Feels like Suffering
It’s okay not to be okay. Most of us aren’t. Or maybe I am just saying that because I’m not okay right now. But can’t both things be true? They can. Life is complicated. If there’s one thing I’ve learned, it’s that. Did you know that 1 in 5 U.S. adults experienced mental illness in 2020 (52.9 million people according to the NAMI*)? So yes, most of us aren’t okay. Did you know that I almost committed suicide in April 2021? So yes, I’m not okay.
“Are you better now? Are you seeking professional help? Do you have a friend to talk to? How often do you have thoughts of suicide? Do you have a plan?”
I am tired of these questions, so I’ll ask them before you do. It’s not that I don’t want attention, I do. It’s not that I don’t want care, I do. It’s not that I don’t want help, I do. It’s not that I don’t want to live, I do. It’s not that I don’t want to love, I do. It’s not that I don’t want to be loved, I do.
I just don’t know how. I don’t know how to do these things. Because of 6 reasons:
1. I feel like a burden.
2. I want to cry but can’t. I thank toxic masculinity and male gender norms for that gem
of a feature that has left me caged within my own body.
3. Seriously, do you know how difficult it is to want to cry but you can’t?
4. How difficult it is to comfort your friends yet feel all alone?
5. How difficult it is to want to cry but simultaneously feel shame for being weak or
wondering how ugly you look, but then reminding yourself to just give up, because you were never beautiful to begin with?
6. Sometimes I wonder if when I die my body will burst into rain, from all the tears I kept bottled behind my eyes?
These are my thoughts today. And honestly, today is a good day. Most days are worse.
During the height of the pandemic around April 2020, I imagined torturing myself because it made me feel better. No, I’m not crazy. I just didn’t know how to deal with the trauma. I ended up moving back with my parents because of a toxic situation with roommates, but I jumped from one fire to the next. You see the sole cause of my mental health illnesses from OCD to Anxiety to Depression stem from childhood trauma and severe abuse. I was constantly subjugated to emotional neglect, an emotionally underdeveloped & absentee father, and narcissistic mother.
So yes, moving back in with my mom, dad, and sister, while we confined ourselves to the joys of
1. A small apartment.
2. Fears of COVID-induced death in April 2020 as we simultaneously shared the
3. Obsessive COVID-focused “rules” of cleanliness that were really a ploy to hold me
captive.
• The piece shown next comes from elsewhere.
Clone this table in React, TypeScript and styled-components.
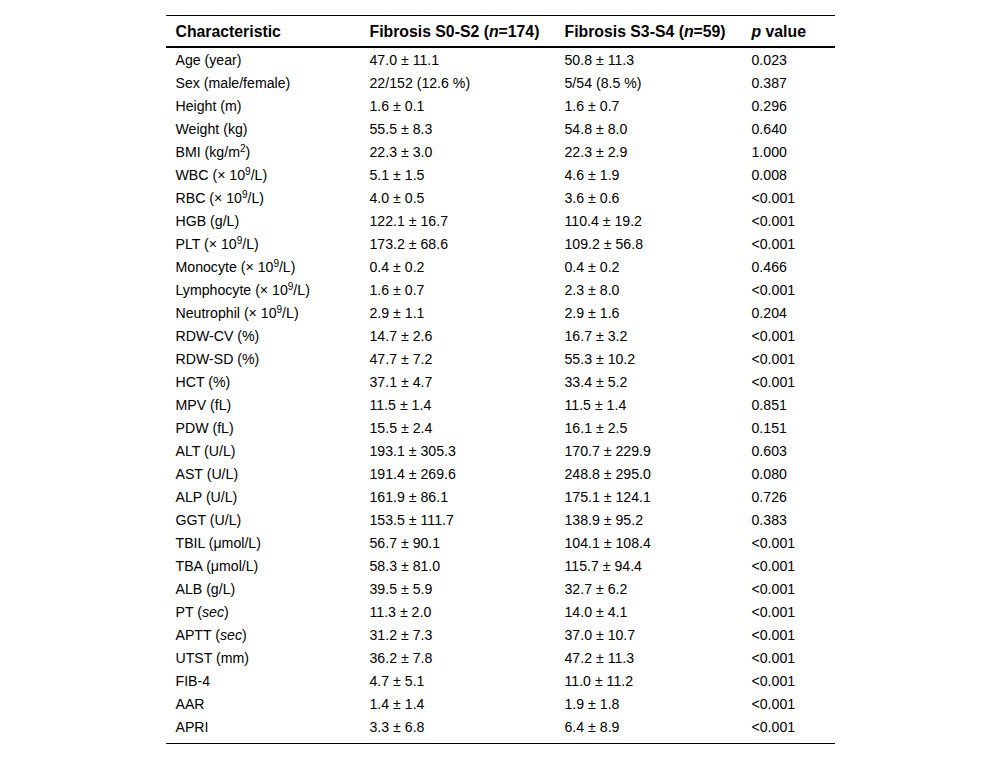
import React from "react";
import styled, { createGlobalStyle } from "styled-components";

const Global = createGlobalStyle`
  html, body { margin: 0; padding: 0; background: #fff; }
  body { font-family: "Liberation Sans", Arial, sans-serif; color: #000; }
`;

const Table = styled.div`
  width: 669px;
  margin: 15px auto 0;
  border-top: 1px solid #000;
  border-bottom: 1px solid #000;
  padding-bottom: 5px;
  font-size: 14px;
`;

const Row = styled.div<{ $head?: boolean }>`
  display: grid;
  grid-template-columns: 194px 195px 187px 93px;
  height: ${(p) => (p.$head ? "29px" : "23px")};
  padding-top: ${(p) => (p.$head ? "1px" : "0")};
  align-items: center;
  font-weight: ${(p) => (p.$head ? 700 : 400)};
  font-size: ${(p) => (p.$head ? "15.8px" : "14.15px")};
  border-bottom: ${(p) => (p.$head ? "2px solid #000" : "none")};
`;

const Cell = styled.div`
  padding-left: 10px;
  white-space: nowrap;
  line-height: 16px;
`;

const Sup = styled.sup`
  font-size: 10px;
  line-height: 0;
  vertical-align: 5px;
`;

const I = styled.i`
  font-style: italic;
`;

type R = [React.ReactNode, string, string, string];

const t9 = (name: string) => (
  <>
    {name} (× 10<Sup>9</Sup>/L)
  </>
);

const rows: R[] = [
  ["Age (year)", "47.0 ± 11.1", "50.8 ± 11.3", "0.023"],
  ["Sex (male/female)", "22/152 (12.6 %)", "5/54 (8.5 %)", "0.387"],
  ["Height (m)", "1.6 ± 0.1", "1.6 ± 0.7", "0.296"],
  ["Weight (kg)", "55.5 ± 8.3", "54.8 ± 8.0", "0.640"],
  [<>BMI (kg/m<Sup>2</Sup>)</>, "22.3 ± 3.0", "22.3 ± 2.9", "1.000"],
  [t9("WBC"), "5.1 ± 1.5", "4.6 ± 1.9", "0.008"],
  [t9("RBC"), "4.0 ± 0.5", "3.6 ± 0.6", "<0.001"],
  ["HGB (g/L)", "122.1 ± 16.7", "110.4 ± 19.2", "<0.001"],
  [t9("PLT"), "173.2 ± 68.6", "109.2 ± 56.8", "<0.001"],
  [t9("Monocyte"), "0.4 ± 0.2", "0.4 ± 0.2", "0.466"],
  [t9("Lymphocyte"), "1.6 ± 0.7", "2.3 ± 8.0", "<0.001"],
  [t9("Neutrophil"), "2.9 ± 1.1", "2.9 ± 1.6", "0.204"],
  ["RDW-CV (%)", "14.7 ± 2.6", "16.7 ± 3.2", "<0.001"],
  ["RDW-SD (%)", "47.7 ± 7.2", "55.3 ± 10.2", "<0.001"],
  ["HCT (%)", "37.1 ± 4.7", "33.4 ± 5.2", "<0.001"],
  ["MPV (fL)", "11.5 ± 1.4", "11.5 ± 1.4", "0.851"],
  ["PDW (fL)", "15.5 ± 2.4", "16.1 ± 2.5", "0.151"],
  ["ALT (U/L)", "193.1 ± 305.3", "170.7 ± 229.9", "0.603"],
  ["AST (U/L)", "191.4 ± 269.6", "248.8 ± 295.0", "0.080"],
  ["ALP (U/L)", "161.9 ± 86.1", "175.1 ± 124.1", "0.726"],
  ["GGT (U/L)", "153.5 ± 111.7", "138.9 ± 95.2", "0.383"],
  ["TBIL (μmol/L)", "56.7 ± 90.1", "104.1 ± 108.4", "<0.001"],
  ["TBA (μmol/L)", "58.3 ± 81.0", "115.7 ± 94.4", "<0.001"],
  ["ALB (g/L)", "39.5 ± 5.9", "32.7 ± 6.2", "<0.001"],
  [<>PT (<I>sec</I>)</>, "11.3 ± 2.0", "14.0 ± 4.1", "<0.001"],
  [<>APTT (<I>sec</I>)</>, "31.2 ± 7.3", "37.0 ± 10.7", "<0.001"],
  ["UTST (mm)", "36.2 ± 7.8", "47.2 ± 11.3", "<0.001"],
  ["FIB-4", "4.7 ± 5.1", "11.0 ± 11.2", "<0.001"],
  ["AAR", "1.4 ± 1.4", "1.9 ± 1.8", "<0.001"],
  ["APRI", "3.3 ± 6.8", "6.4 ± 8.9", "<0.001"],
];

export default function App() {
  return (
    <>
      <Global />
      <Table>
        <Row $head>
          <Cell>Characteristic</Cell>
          <Cell>
            Fibrosis S0-S2 (<I>n</I>=174)
          </Cell>
          <Cell>
            Fibrosis S3-S4 (<I>n</I>=59)
          </Cell>
          <Cell>
            <I>p</I> value
          </Cell>
        </Row>
        {rows.map((r, i) => (
          <Row key={i}>
            <Cell>{r[0]}</Cell>
            <Cell>{r[1]}</Cell>
            <Cell>{r[2]}</Cell>
            <Cell>{r[3]}</Cell>
          </Row>
        ))}
      </Table>
    </>
  );
}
These were thrust down my throat by a controlling mother & sister duo.
4. And constant exposure to all of them all the time while no one left the house in 3
months as we continued to be unemployed and suffocated in fear
was not the best choice to say the least. That was a mouthful. But I wouldn’t know. I
hardly had the air to breathe out of my mouth, as COVID had hit me the worst. I
couldn’t get up without feeling like I would pass out. At the time, I didn’t feel 29
Now I am 31. I don’t live with them anymore. But ever since then things have never been the same. Most days I don’t want to eat or even brush my teeth. It takes me a day, sometimes many more, to even get out of bed. So yes, please don’t ask me questions, just tell me you love me and that my life is worth something. Tell us, the depressed, that we belong.
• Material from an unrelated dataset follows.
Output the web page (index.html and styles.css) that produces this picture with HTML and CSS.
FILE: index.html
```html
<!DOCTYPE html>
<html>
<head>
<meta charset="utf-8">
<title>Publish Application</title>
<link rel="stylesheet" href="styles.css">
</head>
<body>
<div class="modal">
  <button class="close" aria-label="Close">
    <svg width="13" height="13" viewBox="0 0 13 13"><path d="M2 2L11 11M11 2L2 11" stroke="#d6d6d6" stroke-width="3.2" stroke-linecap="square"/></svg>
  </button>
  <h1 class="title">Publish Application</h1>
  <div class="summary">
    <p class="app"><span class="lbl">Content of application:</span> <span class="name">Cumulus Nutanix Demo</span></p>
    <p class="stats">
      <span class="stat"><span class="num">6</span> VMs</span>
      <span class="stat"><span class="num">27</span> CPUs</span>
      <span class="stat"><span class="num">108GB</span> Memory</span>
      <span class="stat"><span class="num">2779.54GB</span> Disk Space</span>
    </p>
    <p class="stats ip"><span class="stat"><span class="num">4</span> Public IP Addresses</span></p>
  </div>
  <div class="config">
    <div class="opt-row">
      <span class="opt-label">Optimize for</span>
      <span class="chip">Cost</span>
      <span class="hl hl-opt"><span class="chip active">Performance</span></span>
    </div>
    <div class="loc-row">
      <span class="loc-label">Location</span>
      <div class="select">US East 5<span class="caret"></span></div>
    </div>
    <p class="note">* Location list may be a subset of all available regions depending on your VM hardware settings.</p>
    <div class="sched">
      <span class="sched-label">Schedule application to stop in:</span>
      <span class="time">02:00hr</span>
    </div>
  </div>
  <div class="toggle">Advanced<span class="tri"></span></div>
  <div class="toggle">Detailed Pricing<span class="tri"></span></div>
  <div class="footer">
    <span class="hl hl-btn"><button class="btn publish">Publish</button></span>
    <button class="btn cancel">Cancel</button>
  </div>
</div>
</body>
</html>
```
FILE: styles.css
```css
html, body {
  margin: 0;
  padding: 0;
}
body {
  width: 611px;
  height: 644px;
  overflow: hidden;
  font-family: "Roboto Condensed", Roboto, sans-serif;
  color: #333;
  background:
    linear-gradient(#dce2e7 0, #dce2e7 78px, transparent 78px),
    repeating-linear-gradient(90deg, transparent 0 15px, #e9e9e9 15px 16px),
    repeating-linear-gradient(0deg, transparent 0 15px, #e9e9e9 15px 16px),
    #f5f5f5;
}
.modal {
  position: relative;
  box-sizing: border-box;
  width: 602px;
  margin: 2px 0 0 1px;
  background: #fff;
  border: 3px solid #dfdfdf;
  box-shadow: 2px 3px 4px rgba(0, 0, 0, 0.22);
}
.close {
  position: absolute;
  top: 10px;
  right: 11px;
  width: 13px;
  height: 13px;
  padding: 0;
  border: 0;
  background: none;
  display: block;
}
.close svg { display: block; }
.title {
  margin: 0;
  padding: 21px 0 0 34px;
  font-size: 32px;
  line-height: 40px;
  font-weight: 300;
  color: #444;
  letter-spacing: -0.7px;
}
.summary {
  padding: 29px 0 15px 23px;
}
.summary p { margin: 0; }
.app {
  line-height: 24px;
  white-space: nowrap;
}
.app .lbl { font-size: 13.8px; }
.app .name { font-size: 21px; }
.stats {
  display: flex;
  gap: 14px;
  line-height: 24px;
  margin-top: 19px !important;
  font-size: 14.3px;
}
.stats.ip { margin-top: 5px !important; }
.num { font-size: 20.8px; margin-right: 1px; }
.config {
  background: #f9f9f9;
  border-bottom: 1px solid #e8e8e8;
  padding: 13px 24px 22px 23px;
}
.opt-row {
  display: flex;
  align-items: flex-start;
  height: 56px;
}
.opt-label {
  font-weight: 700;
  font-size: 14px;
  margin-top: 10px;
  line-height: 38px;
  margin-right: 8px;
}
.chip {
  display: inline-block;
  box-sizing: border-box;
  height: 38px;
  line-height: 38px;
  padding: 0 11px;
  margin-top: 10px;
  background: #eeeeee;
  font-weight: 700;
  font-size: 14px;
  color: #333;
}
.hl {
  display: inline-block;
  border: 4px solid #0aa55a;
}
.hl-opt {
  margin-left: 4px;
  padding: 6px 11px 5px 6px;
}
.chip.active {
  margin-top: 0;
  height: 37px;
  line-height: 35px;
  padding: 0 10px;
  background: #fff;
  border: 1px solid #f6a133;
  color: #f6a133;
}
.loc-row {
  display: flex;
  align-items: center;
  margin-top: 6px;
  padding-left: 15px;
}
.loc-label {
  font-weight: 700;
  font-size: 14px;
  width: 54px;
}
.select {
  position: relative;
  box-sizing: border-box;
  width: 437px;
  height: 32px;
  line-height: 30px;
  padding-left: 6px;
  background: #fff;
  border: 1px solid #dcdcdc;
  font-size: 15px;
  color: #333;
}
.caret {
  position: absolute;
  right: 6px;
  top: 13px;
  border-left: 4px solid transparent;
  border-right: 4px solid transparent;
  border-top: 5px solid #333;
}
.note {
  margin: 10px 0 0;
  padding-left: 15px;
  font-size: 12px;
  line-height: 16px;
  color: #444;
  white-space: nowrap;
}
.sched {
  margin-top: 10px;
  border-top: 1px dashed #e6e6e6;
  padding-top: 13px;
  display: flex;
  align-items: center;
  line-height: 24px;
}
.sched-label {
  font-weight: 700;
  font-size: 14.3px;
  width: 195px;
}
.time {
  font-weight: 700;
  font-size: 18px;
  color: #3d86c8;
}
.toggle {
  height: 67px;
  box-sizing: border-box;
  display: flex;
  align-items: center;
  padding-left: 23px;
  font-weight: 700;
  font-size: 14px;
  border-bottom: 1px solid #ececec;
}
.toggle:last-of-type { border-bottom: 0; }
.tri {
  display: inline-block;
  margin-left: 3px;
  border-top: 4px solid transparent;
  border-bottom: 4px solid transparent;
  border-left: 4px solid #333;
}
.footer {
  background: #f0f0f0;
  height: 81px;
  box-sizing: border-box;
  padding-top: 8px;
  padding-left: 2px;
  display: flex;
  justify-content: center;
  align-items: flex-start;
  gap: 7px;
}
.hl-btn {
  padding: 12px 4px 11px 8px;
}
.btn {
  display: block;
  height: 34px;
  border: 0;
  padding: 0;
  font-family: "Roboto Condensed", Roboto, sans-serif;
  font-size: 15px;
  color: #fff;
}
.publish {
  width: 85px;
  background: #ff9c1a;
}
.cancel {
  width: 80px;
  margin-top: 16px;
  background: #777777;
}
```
But better yet, help us get better. How? Well to start, we need to change the system. Honestly if our healthcare system were better, I would be doing better. A lot of us would be doing better. No, I am not referring to how we as a country handled COVID. That was and is abysmal. I’m also talking about how we continue to “deal” with mental health.
1. We “deal” with mental health loading it with stigma.
2. We should treat it as a real illness akin to an athlete suffering an injury.
3. We have structural barriers that make it almost impossible to get treated.
4. We should offer quality mental health care for free.
5. We have Big Pharma and Big Insurance that keep problematic barriers in place:
i. Low payouts to needed psychologists
ii. Denial of coverage for pertinent anti-depressants
iii. Limits on access to providers
iv. Limits on # of sessions
v. Infuriating copays that most can’t afford to pay
vi. Virtual mental care startups that can’t substitute for in person
vii. Legalese and a complicated health insurance system that most
can’t fathom to navigate
viii. Treatment of suicidal patients through forced hospitalization
ix. Poorly trained staff in these settings
x. Bills of $40k that insurance doesn’t cover for that ambulance
ride you took after you attempted to kill yourself and are
bleeding to death, and the worst hospital visit ever.
6. We should do better.
So, am I better? No, I’m not. Have I sought help? Yes, for nearly 8 years now. Is my depression better? No, still the same and untreated. Do I currently have support? I don’t but not for lack of trying.
Why did I write this? Not because I hope to be better. But because today was one of the good days and while I can I wanted to share what it feels like to be depressed from the eyes of one NYC born gender questioning Indian. Understanding that identity is for another day, one I hope to see. For now, I’ll start by waking up tomorrow.